In an interesting post from Jeff Knupp, he laments the increasing tendancy for development and operations roles to merge into one:
Rather than temporarily taking on a single role for a short period of time, then transitioning into the next role, they are meant to be performing all the roles, all the time. And here's what really sucks: most good developers can almost pull this off.
Now I'll strongly disagree with one major part of that blog post -- that developers are a "totem pole" above operations and QA -- but it's a thought provoking article.
There's often a strong need for seperate ops roles -- a skilled operations professional knows all the ins and outs of how an EC2 load balancer scales up, how to orchestrate upgrades, how to best suggest caching strategies, how to respond to system failures, and what things need to be monitored. He or she has a tuned intuition about how software behaves at scale and has passed the bar of understanding Murphy's Law. Specialization of ops also lets developers focus more by spending more time with their software.
I understand the frustrations when one specialization is asked to do the role of another, when financial or market pressures encourage crossing the streams, as they increasingly do. However, I disagree with Jeff's assertion that automation is taking time for developers to help them "play ops". When done correctly, automation tools are giving them time back -- and helping out of this problem of needing to wear many hats. Though I'll go on to say how wearing many hats is a great thing, but we need powerful tools to allow us to operate in these environments. Naturally, all things in moderation.

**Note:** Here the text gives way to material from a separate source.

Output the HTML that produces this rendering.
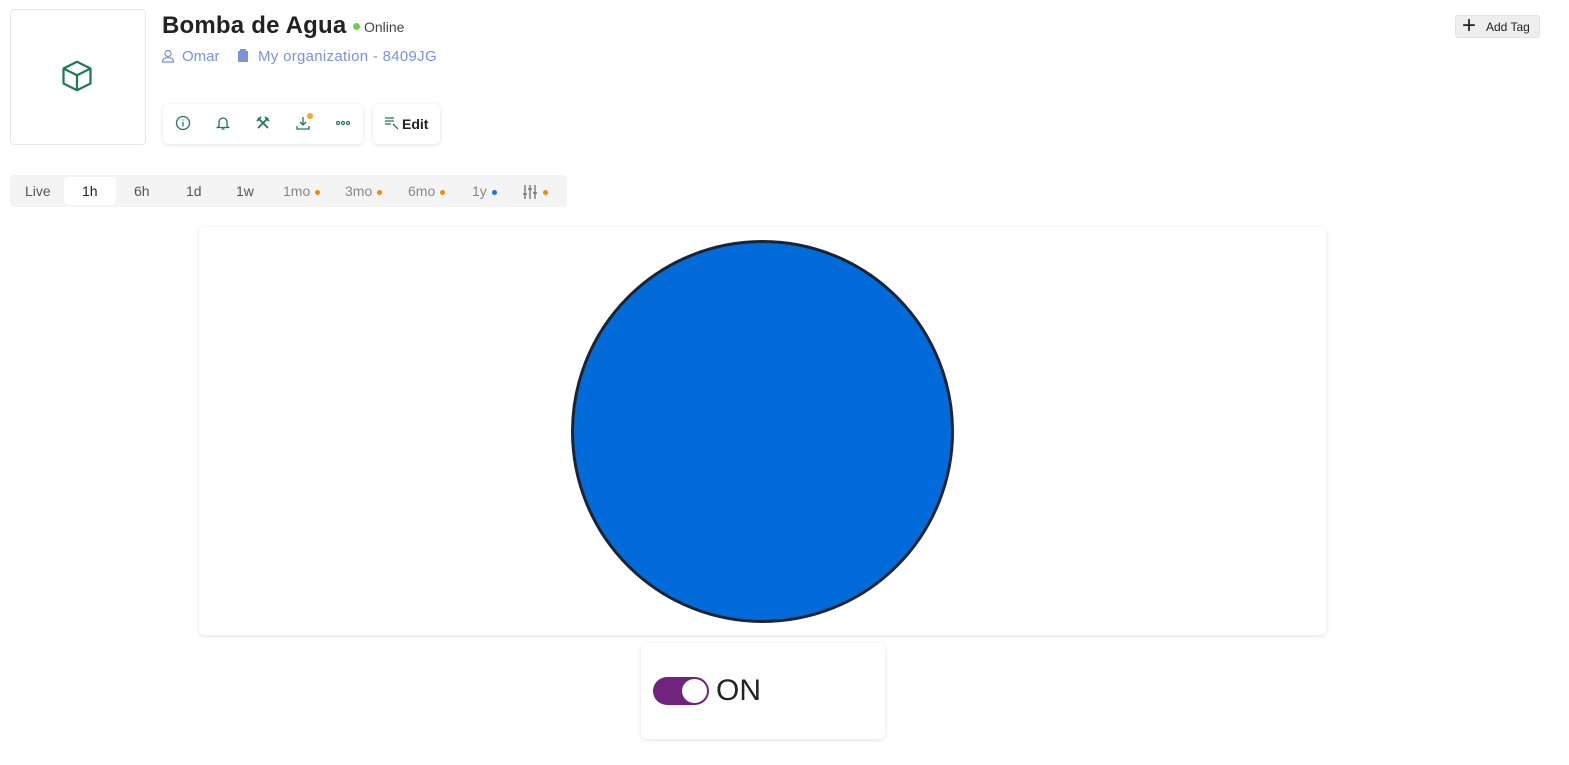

Back to the article, the comments on Hacker News are particularly interesting -- and very dissimilar. And yes, I think it could be said that the 15% of the internet that is not composed of cat pictures is at least half composed of discussions about what DevOps means. Here's a few:
A DevOps person isn't someone who develops, and who does Ops. It's someone who does only Ops, but through Development.
The last time I looked for a senior sysadmin -- less than a year ago -- I didn't get anyone who was comfortable programming in Perl/Python/Ruby until I started using the term DevOps.
There are companies where the developers are responsible for creating the automation scripts to deploy their code into production as services and expected to keep in running in production.
DevOps is about developer empowerment. It's about creating the systems and tools that give developers more control over the operation of their applications.
Saying "DevOps person" is like saying "Agile person". I think it's a fundamental misunderstanding. DevOps is about getting development and operations to communicate directly and work cooperatively, without impediments beyond inherent complexity.
- Getting developers to understand production more
- Getting operations to understand code running in production more
- Using automation tools to eliminate repeated tasks (see our favorite blog post of all time, DevOps is Ruining My Craft)
- Applying development style practices towards automation (such as using source control) - commonly described as "infrastructure as code" (or in our case, infrastructure as data), to enable branching, auditing, and review.
- Researching new operations technology such as new cloud or monitoring software
- Applying agile practices typically applied to software to IT operations (such as Kanban)
- Reducing the politically-imposed communication barriers that come from competing departmental goals to make development and operations groups work better together
- Seeking continuous improvement, as established from for example, Japanese auto manufacturing
- Viewing the product not as code or the servers, but code running on the servers, in production
- Focusing on the customer rather than battling business units
- Setting up more discussions between "technology" and "business" units of a company, in addition to healing apparent divides between development and operations.